Task brief
Print exactly the lines from the first one down to the line containing "const VALUES = [10, 13, 15, 20, 25];", both ends included, with no pictures and nothing else.
Start of Data segment
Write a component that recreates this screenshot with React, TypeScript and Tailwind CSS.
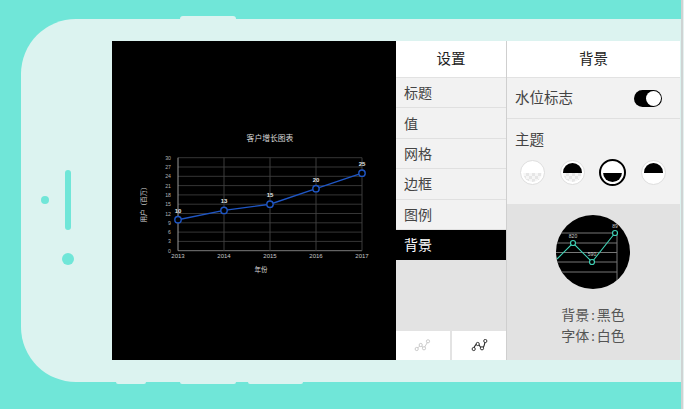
import React from 'react';

const FONT = "font-['Lato','Noto_Sans_CJK_SC',sans-serif]";

const MENU = ['标题', '值', '网格', '边框', '图例'];
const YEARS = ['2013', '2014', '2015', '2016', '2017'];
const VALUES = [10, 13, 15, 20, 25];

function yFor(v: number) {
    return 250.7 - v * 3.1;
}

function xFor(i: number) {
    return 178 + i * 46;
}

function Chart() {
    const ticks = Array.from({ length: 11 }, (_, i) => i * 3);
    const line = VALUES.map((v, i) => `${xFor(i)},${yFor(v)}`).join(' ');
    return (
        <svg width="284" height="319" viewBox="112 41 284 319" className="block">
            <text x="270" y="141" textAnchor="middle" fontSize="7.8" fill="#d8d8d8" fontFamily="Noto Sans CJK SC">客户增长图表</text>
            <text x="261" y="271.5" textAnchor="middle" fontSize="6.5" fill="#d8d8d8" fontFamily="Noto Sans CJK SC">年份</text>
            <text transform="translate(146 203) rotate(-90)" x="0" y="0" textAnchor="middle" fontSize="6.5" fill="#d8d8d8" fontFamily="Noto Sans CJK SC">用户（百万）</text>
            {ticks.map((t) => (
                <g key={t}>
                    <line x1="178" x2="362" y1={yFor(t)} y2={yFor(t)} stroke={t === 0 ? '#888' : '#3c3c3c'} strokeWidth="0.9" />
                    <text x="171" y={yFor(t) + 2} textAnchor="end" fontSize="5.2" fill="#b4b4b4" fontFamily="Liberation Sans">{t}</text>
                </g>
            ))}
            {YEARS.map((y, i) => (
                <g key={y}>
                    <line x1={xFor(i)} x2={xFor(i)} y1="157.7" y2="250.7" stroke={i === 0 ? '#aaa' : '#444'} strokeWidth="0.9" />
                    <text x={xFor(i)} y="258" textAnchor="middle" fontSize="6" fill="#c8c8c8" fontFamily="Liberation Sans">{y}</text>
                </g>
            ))}
            <polyline points={line} fill="none" stroke="#1f56c4" strokeWidth="1.4" />
            {VALUES.map((v, i) => (
                <g key={i}>
                    <circle cx={xFor(i)} cy={yFor(v)} r="3.2" fill="#000" stroke="#1f56c4" strokeWidth="1.4" />
                    <text x={xFor(i)} y={yFor(v) - 7} textAnchor="middle" fontSize="6" fontWeight="700" fill="#e4e4e4" fontFamily="Liberation Sans">{v}</text>
                </g>
            ))}
        </svg>
    );
}

function LineIcon() {
    return (
        <svg width="18" height="14" viewBox="0 0 18 14" fill="none">
            <path d="M2.7 10 L6.7 6 L10 9.3 L14 2.3" stroke="#aaa" strokeWidth="0.6" />
            {[[2.7, 10], [6.7, 6], [10, 9.3], [14, 2.3]].map(([x, y]) => (
                <circle key={x} cx={x} cy={y} r="1.6" fill="#fff" stroke="#aaa" strokeWidth="0.6" />
            ))}
        </svg>
    );
}

function CurveIcon() {
    return (
        <svg width="18" height="14" viewBox="0 0 18 14" fill="none">
            <path d="M3.7 10 C4.5 7 6 5 7.7 5 C9.5 5 10 9.3 12 9.3 C14 9.3 14.5 5 15.3 2" stroke="#222" strokeWidth="1.1" />
            {[[3.7, 10], [7.7, 5], [12, 9.3], [15.3, 2]].map(([x, y]) => (
                <circle key={x} cx={x} cy={y} r="1.6" fill="#fff" stroke="#222" strokeWidth="0.9" />
            ))}
        </svg>
    );
}

function Preview() {
    return (
        <svg width="74" height="74" viewBox="0 0 74 74" className="rounded-full bg-black">
            {[18, 28, 37.5, 47, 57].map((y) => (
                <line key={y} x1="0" x2="61" y1={y} y2={y} stroke="#777" strokeWidth="1" />
            ))}
            <line x1="61" x2="61" y1="18" y2="66" stroke="#777" strokeWidth="1" />
            <polyline points="1,44 17,28 36,47 59,18" fill="none" stroke="#3fd0b5" strokeWidth="1.1" />
            {[[17, 28], [36, 47], [59, 18]].map(([x, y]) => (
                <circle key={x} cx={x} cy={y} r="2.5" fill="#000" stroke="#3fd0b5" strokeWidth="1.2" />
            ))}
            <text x="17" y="23" textAnchor="middle" fontSize="5" fill="#ccc" fontFamily="Liberation Sans">820</text>
            <text x="36" y="41" textAnchor="middle" fontSize="5" fill="#ccc" fontFamily="Liberation Sans">590</text>
            <text x="59" y="13" textAnchor="middle" fontSize="5" fill="#ccc" fontFamily="Liberation Sans">89</text>
        </svg>
    );
}

// half-and-half swatches for the theme row
function ThemeSwatch(props: { top: string; bottom: string; checked?: boolean; selected?: boolean }) {
    const bottomClass = props.checked
        ? 'bg-[conic-gradient(#e6e6e6_25%,#f6f6f6_0_50%,#e6e6e6_0_75%,#f6f6f6_0)] bg-[length:6px_6px]'
        : props.bottom;
    const ring = props.selected
        ? 'w-[27px] h-[27px] border-2 border-black p-[2px]'
        : 'w-[25px] h-[25px] border border-[#dedede] p-[2px]';
    return (
        <div className={`rounded-full bg-white flex-none ${ring}`}>
            <div className="w-full h-full rounded-full overflow-hidden flex flex-col">
                <div className={`flex-1 ${props.top}`} />
                <div className={`flex-1 ${bottomClass}`} />
            </div>
        </div>
    );
}

export default function App() {
    return (
        <div className={`flex w-[684px] h-[409px] overflow-hidden ${FONT}`}>
            <div className="w-[681px] h-full flex-none bg-[#70e6d8] pt-[19px] pl-[21px]">
                <div className="relative flex w-[660px] h-[363px] rounded-l-[55px] bg-[#dcf3f0]">
                    {/* hardware buttons */}
                    <div className="absolute left-[159px] top-[-3px] w-[56px] h-[3px] rounded-t-sm bg-[#dcf3f0]" />
                    <div className="absolute left-[95px] bottom-[-2px] w-[30px] h-[2px] rounded-b-sm bg-[#dcf3f0]" />
                    <div className="absolute left-[159px] bottom-[-2px] w-[56px] h-[2px] rounded-b-sm bg-[#dcf3f0]" />
                    <div className="absolute left-[227px] bottom-[-2px] w-[55px] h-[2px] rounded-b-sm bg-[#dcf3f0]" />

                    {/* left bezel */}
                    <div className="relative w-[91px] flex-none">
                        <div className="absolute left-[20px] top-[177px] w-[8px] h-[8px] rounded-full bg-[#70e6d8]" />
                        <div className="absolute left-[44px] top-[151px] w-[6px] h-[60px] rounded-full bg-[#70e6d8]" />
                        <div className="absolute left-[41px] top-[234px] w-[12px] h-[12px] rounded-full bg-[#70e6d8]" />
                    </div>

                    <div className="flex mt-[22px] h-[319px]">
                        <div className="w-[284px] h-full bg-black flex-none">
                            <Chart />
                        </div>

                        {/* settings menu */}
                        <div className="w-[111px] h-full flex flex-col flex-none bg-[#e3e3e3] border-r border-[#cfcfcf]">
                            <div className="h-[37px] flex items-center justify-center bg-white text-[14.5px] text-[#222] border-b border-[#e2e2e2]">设置</div>
                            {MENU.map((m) => (
                                <div key={m} className="h-[30.4px] flex items-center pl-[8px] bg-[#f2f2f2] text-[14px] text-[#444] border-b border-[#e0e0e0]">{m}</div>
                            ))}
                            <div className="h-[30px] flex items-center pl-[8px] bg-black text-[14px] text-white">背景</div>
                            <div className="flex-1" />
                            <div className="h-[29px] flex gap-[2px]">
                                <div className="flex-1 flex items-center justify-center bg-white"><LineIcon /></div>
                                <div className="flex-1 flex items-center justify-center bg-white"><CurveIcon /></div>
                            </div>
                        </div>

                        {/* background panel */}
                        <div className="w-[173px] h-full flex flex-col flex-none">
                            <div className="h-[37px] flex items-center justify-center bg-white text-[14.5px] text-[#222] border-b border-[#e2e2e2]">背景</div>
                            <div className="h-[41px] flex items-center justify-between pl-[8px] pr-[18px] bg-[#f2f2f2] text-[14.5px] text-[#444] border-b border-[#e0e0e0]">
                                <span>水位标志</span>
                                <div className="w-[28px] h-[17px] rounded-full bg-black flex items-center justify-end pr-[1px]">
                                    <div className="w-[15px] h-[15px] rounded-full bg-white" />
                                </div>
                            </div>
                            <div className="h-[85px] flex flex-col bg-[#f2f2f2] pt-[10px] text-[14.5px] text-[#444]">
                                <div className="pl-[8px] leading-[22px]">主题</div>
                                <div className="flex items-center justify-between pl-[13px] pr-[14px] h-[27px] mt-[8px]">
                                    <ThemeSwatch top="bg-white" bottom="" checked />
                                    <ThemeSwatch top="bg-black" bottom="" checked />
                                    <ThemeSwatch top="bg-white" bottom="bg-black" selected />
                                    <ThemeSwatch top="bg-black" bottom="bg-white" />
                                </div>
                            </div>
                            <div className="flex-1 flex flex-col items-center bg-[#e2e2e2] pt-[11px] pr-[1px]">
                                <Preview />
                                <div className="mt-[15px] text-[14px] leading-[21px] text-[#555] [word-spacing:-1.5px]">背景 : 黑色</div>
                                <div className="text-[14px] leading-[21px] text-[#555] [word-spacing:-1.5px]">字体 : 白色</div>
                            </div>
                        </div>
                    </div>
                </div>
            </div>
            {/* edge of the source image */}
            <div className="flex-1 bg-[#cfd3d3] border-r border-[#e4f0ef]" />
        </div>
    );
}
End of Data segment
Exercise solution
Write a component that recreates this screenshot with React, TypeScript and Tailwind CSS.
import React from 'react';

const FONT = "font-['Lato','Noto_Sans_CJK_SC',sans-serif]";

const MENU = ['标题', '值', '网格', '边框', '图例'];
const YEARS = ['2013', '2014', '2015', '2016', '2017'];
const VALUES = [10, 13, 15, 20, 25];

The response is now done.